Web page code records:
****************************************
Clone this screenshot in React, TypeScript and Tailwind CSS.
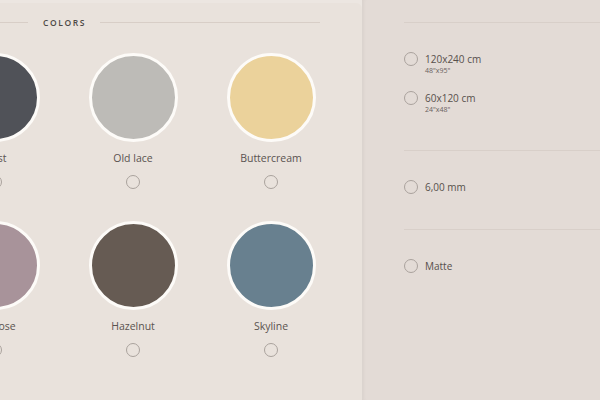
import React from "react";

const swatches = [
  [
    { name: "Dust", color: "#505258" },
    { name: "Old lace", color: "#bdbbb7" },
    { name: "Buttercream", color: "#ebd29b" },
  ],
  [
    { name: "Old rose", color: "#a8939a" },
    { name: "Hazelnut", color: "#665b53" },
    { name: "Skyline", color: "#68808f" },
  ],
];

function Radio() {
  return <span className="block h-[14px] w-[14px] shrink-0 rounded-full border border-[#aaa29d]" />;
}

function Swatch({ name, color }: { name: string; color: string }) {
  return (
    <div className="flex w-[138px] flex-col items-center">
      <div
        className="h-[89px] w-[89px] rounded-full border-[3px] border-[#fdfbf8]"
        style={{ backgroundColor: color }}
      />
      <p className="mt-[9px] h-[14px] text-[10.5px] leading-[14px] text-[#5a5350]">{name}</p>
      <div className="mt-[10px]">
        <Radio />
      </div>
    </div>
  );
}

function Option({ label, sub }: { label: string; sub?: string }) {
  return (
    <div className="flex items-start gap-[7px]">
      <Radio />
      <div className="-mt-[1px]">
        <p className="text-[10px] leading-[16px] text-[#57504c]">{label}</p>
        {sub && <p className="-mt-[1px] text-[7px] leading-[9px] text-[#6a625e]">{sub}</p>}
      </div>
    </div>
  );
}

export default function App() {
  return (
    <div
      className="flex h-[400px] w-[600px] overflow-hidden bg-[#ece6e1]"
      style={{ fontFamily: '"Open Sans", "Noto Sans", sans-serif' }}
    >
      <section className="relative mt-[3px] w-[362px] shrink-0 overflow-hidden rounded-tr-[6px] bg-[#e9e2dc]">
        <div className="mt-[18px] flex w-[320px] items-center">
          <span className="h-px w-[28px] bg-[#d8cec7]" />
          <span className="pl-[15px] pr-[14px] text-[8.5px] font-semibold uppercase leading-[3px] tracking-[1.6px] text-[#4d4946]">
            Colors
          </span>
          <span className="h-px flex-1 bg-[#d8cec7]" />
        </div>
        <div className="ml-[-74px] mt-[29px] flex flex-col gap-[32px]">
          {swatches.map((row, i) => (
            <div key={i} className="flex">
              {row.map((s) => (
                <Swatch key={s.name} {...s} />
              ))}
            </div>
          ))}
        </div>
      </section>

      <section className="flex-1 bg-[#e3dbd6] pl-[42px] shadow-[inset_4px_0_4px_-3px_rgba(0,0,0,0.06)]">
        <div className="mt-[22px] h-px bg-[#d8cfc9]" />
        <div className="mt-[29px] flex flex-col gap-[16px]">
          <Option label="120x240 cm" sub={'48"x95"'} />
          <Option label="60x120 cm" sub={'24"x48"'} />
        </div>
        <div className="mt-[36px] h-px bg-[#d8cfc9]" />
        <div className="mt-[29px]">
          <Option label="6,00 mm" />
        </div>
        <div className="mt-[34px] h-px bg-[#d8cfc9]" />
        <div className="mt-[29px]">
          <Option label="Matte" />
        </div>
      </section>
    </div>
  );
}
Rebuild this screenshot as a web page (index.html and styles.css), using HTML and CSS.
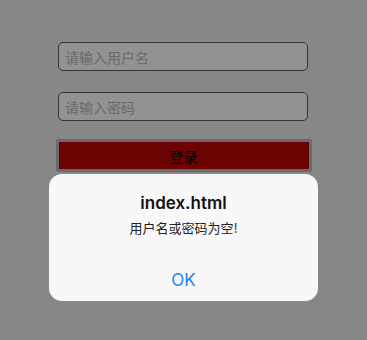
FILE: index.html
```html
<!DOCTYPE html>
<html lang="zh">
<head>
<meta charset="utf-8">
<link rel="stylesheet" href="styles.css">
</head>
<body>
<div class="page">
  <div class="form">
    <div class="field"><span class="ph">请输入用户名</span></div>
    <div class="field"><span class="ph">请输入密码</span></div>
    <div class="btn"><span>登录</span></div>
  </div>
</div>
<div class="alert">
  <div class="title">index.html</div>
  <div class="msg">用户名或密码为空!</div>
  <div class="ok">OK</div>
</div>
</body>
</html>
```
FILE: styles.css
```css
html, body {
  margin: 0;
  padding: 0;
  width: 367px;
  height: 340px;
  overflow: hidden;
  background: #878787;
  font-family: "Noto Sans CJK SC", "Noto Sans", sans-serif;
}
.page {
  padding-top: 42px;
}
.form {
  display: flex;
  flex-direction: column;
  align-items: center;
  gap: 21px;
}
.field {
  box-sizing: border-box;
  width: 250px;
  height: 29px;
  margin-right: 1px;
  border: 1px solid #353535;
  border-radius: 5px;
  background: #929292;
  display: flex;
  align-items: center;
  padding-left: 6px;
}
.ph {
  font-size: 14px;
  color: #6a6a6a;
  line-height: 1;
}
.btn {
  box-sizing: border-box;
  width: 256px;
  height: 33px;
  margin-top: -3px;
  border: 3px solid #6b6b6b;
  border-radius: 2px;
  background: #6d0202;
  display: flex;
  align-items: center;
  justify-content: center;
}
.btn span {
  font-size: 14px;
  color: #000;
  line-height: 1;
}
.alert {
  position: absolute;
  left: 49px;
  top: 174px;
  width: 269px;
  height: 127px;
  box-sizing: border-box;
  background: #f8f8f9;
  border-radius: 13px;
  display: flex;
  flex-direction: column;
  align-items: center;
  padding-top: 19px;
}
.title {
  font-family: "Inter", "Noto Sans", sans-serif;
  font-weight: 600;
  font-size: 17px;
  line-height: 20px;
  color: #111;
}
.msg {
  margin-top: 7px;
  font-size: 13px;
  line-height: 16px;
  color: #222;
}
.ok {
  margin-top: 34px;
  font-family: "Inter", "Noto Sans", sans-serif;
  font-size: 17px;
  line-height: 20px;
  color: #1a82fb;
}
```
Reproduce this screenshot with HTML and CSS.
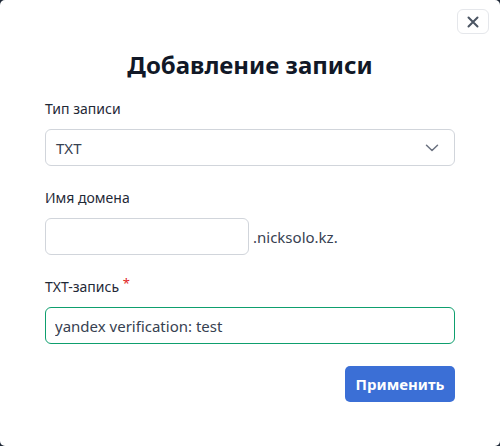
FILE: index.html
```html
<!DOCTYPE html>
<html lang="ru">
<head>
  <meta charset="UTF-8" />
  <title>Добавление записи</title>
  <link rel="stylesheet" href="styles.css">
</head>
<body>
  <div class="modal">
    <div class="modal-top">
      <button class="close" aria-label="Закрыть">
        <svg width="12" height="12" viewBox="0 0 12 12"><path d="M1.5 1.5l9 9M10.5 1.5l-9 9" stroke="#4b5563" stroke-width="2" stroke-linecap="round"/></svg>
      </button>
    </div>
    <h1>Добавление записи</h1>

    <div class="field">
      <label>Тип записи</label>
      <div class="select">
        <span>TXT</span>
        <svg width="14" height="8" viewBox="0 0 14 8"><path d="M1.5 1.2l5.5 5.3 5.5-5.3" fill="none" stroke="#6b7280" stroke-width="1.5" stroke-linecap="round" stroke-linejoin="round"/></svg>
      </div>
    </div>

    <div class="field">
      <label>Имя домена</label>
      <div class="domain-row">
        <input type="text" class="input short">
        <span class="suffix">.nicksolo.kz.</span>
      </div>
    </div>

    <div class="field">
      <label>ТХТ-запись <span class="req">*</span></label>
      <input type="text" class="input focused" value="yandex verification: test">
    </div>

    <div class="actions">
      <button class="submit">Применить</button>
    </div>
  </div>
</body>
</html>
```

FILE: styles.css
```css
body {
  margin: 0;
  background: #1f2937;
  font-family: "Noto Sans", "Open Sans", sans-serif;
  color: #1f2937;
}
.modal {
  width: 500px;
  height: 446px;
  box-sizing: border-box;
  background: #fff;
  border-radius: 5px;
  padding: 9px 45px 0 45px;
}
.modal-top {
  display: flex;
  justify-content: flex-end;
  margin-right: -34px;
}
.close {
  width: 32px;
  height: 25px;
  background: #fff;
  border: 1px solid #e5e7eb;
  border-radius: 6px;
  display: flex;
  align-items: center;
  justify-content: center;
  padding: 0;
}
h1 {
  margin: 14px 0 17px;
  text-align: center;
  font-size: 24px;
  line-height: 34px;
  font-weight: 700;
  color: #111827;
}
.field {
  margin-bottom: 22px;
}
label {
  display: block;
  font-size: 14px;
  line-height: 20px;
  color: #1f2937;
  margin-bottom: 10px;
}
.req {
  color: #e02424;
  position: relative;
  top: -4px;
  font-size: 13px;
}
.select {
  height: 37px;
  box-sizing: border-box;
  border: 1px solid #d1d5db;
  border-radius: 6px;
  display: flex;
  align-items: center;
  justify-content: space-between;
  padding: 0 15px 0 10px;
  font-size: 15px;
  color: #374151;
}
.domain-row {
  display: flex;
  align-items: center;
  gap: 4px;
}
.input {
  display: block;
  width: 100%;
  height: 37px;
  box-sizing: border-box;
  border: 1px solid #d1d5db;
  border-radius: 6px;
  padding: 0 9px;
  font-family: inherit;
  font-size: 15px;
  color: #374151;
  outline: none;
}
.input.short {
  width: 204px;
}
.input.focused {
  border-color: #0e9f6e;
}
.suffix {
  font-size: 15px;
  color: #374151;
}
.actions {
  display: flex;
  justify-content: flex-end;
}
.submit {
  width: 110px;
  height: 36px;
  background: #3b6fd6;
  border: none;
  border-radius: 5px;
  color: #fff;
  font-family: inherit;
  font-size: 15px;
  font-weight: 700;
}
```
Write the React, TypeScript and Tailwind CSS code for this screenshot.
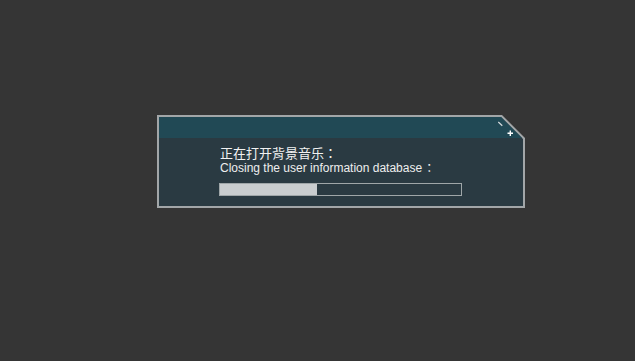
export default function App() {
  return (
    <div className="w-[635px] h-[361px] bg-[#353535] pt-[115px] pl-[157px]" style={{ fontFamily: '"Liberation Sans", Arial, "Noto Sans CJK SC", sans-serif' }}>
      <div className="relative w-[368px] h-[93px] bg-[#a2a6a8] p-[2px] [clip-path:polygon(0_0,calc(100%-23px)_0,100%_23px,100%_100%,0_100%)]">
        <div className="w-full h-full flex flex-col [clip-path:polygon(0_0,calc(100%-22px)_0,100%_22px,100%_100%,0_100%)] bg-[#2a3a42]">
          <div className="h-[21px] bg-[#214955] shrink-0" />
          <div className="flex flex-col pl-[61px] pt-[7px]">
            <div className="text-[13px] leading-[15px] text-[#f2f2f2]" style={{ fontFamily: '"Noto Sans CJK TC", sans-serif' }}>正在打开背景音乐：</div>
            <div className="text-[12px] leading-[14px] text-[#eeeeee] mt-[1px] flex items-center">
              <span>Closing the user information database</span>
              <span className="ml-[1px]" style={{ fontFamily: '"Noto Sans CJK TC", sans-serif' }}>：</span>
            </div>
            <div className="mt-[8px] -ml-[1px] w-[243px] h-[13px] border border-[#9fa6a8] flex">
              <div className="w-[97px] h-full bg-[#c9cdcf]" />
            </div>
          </div>
        </div>
        <svg className="absolute left-[339px] top-[5px]" width="20" height="20" viewBox="0 0 20 20">
          <line x1="2.3" y1="2" x2="6.3" y2="5.7" stroke="#d9dddf" strokeWidth="1.2" />
          <line x1="14.3" y1="10.5" x2="14.3" y2="16" stroke="#ffffff" strokeWidth="1.4" />
          <line x1="11.5" y1="13.3" x2="17" y2="13.3" stroke="#ffffff" strokeWidth="1.4" />
        </svg>
      </div>
    </div>
  );
}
****************************************
* _Task instructions_: From the records given above, copy all lines containing "index".

* _Task answer_:
Rebuild this screenshot as a web page (index.html and styles.css), using HTML and CSS.
FILE: index.html
  <div class="title">index.html</div>
FILE: index.html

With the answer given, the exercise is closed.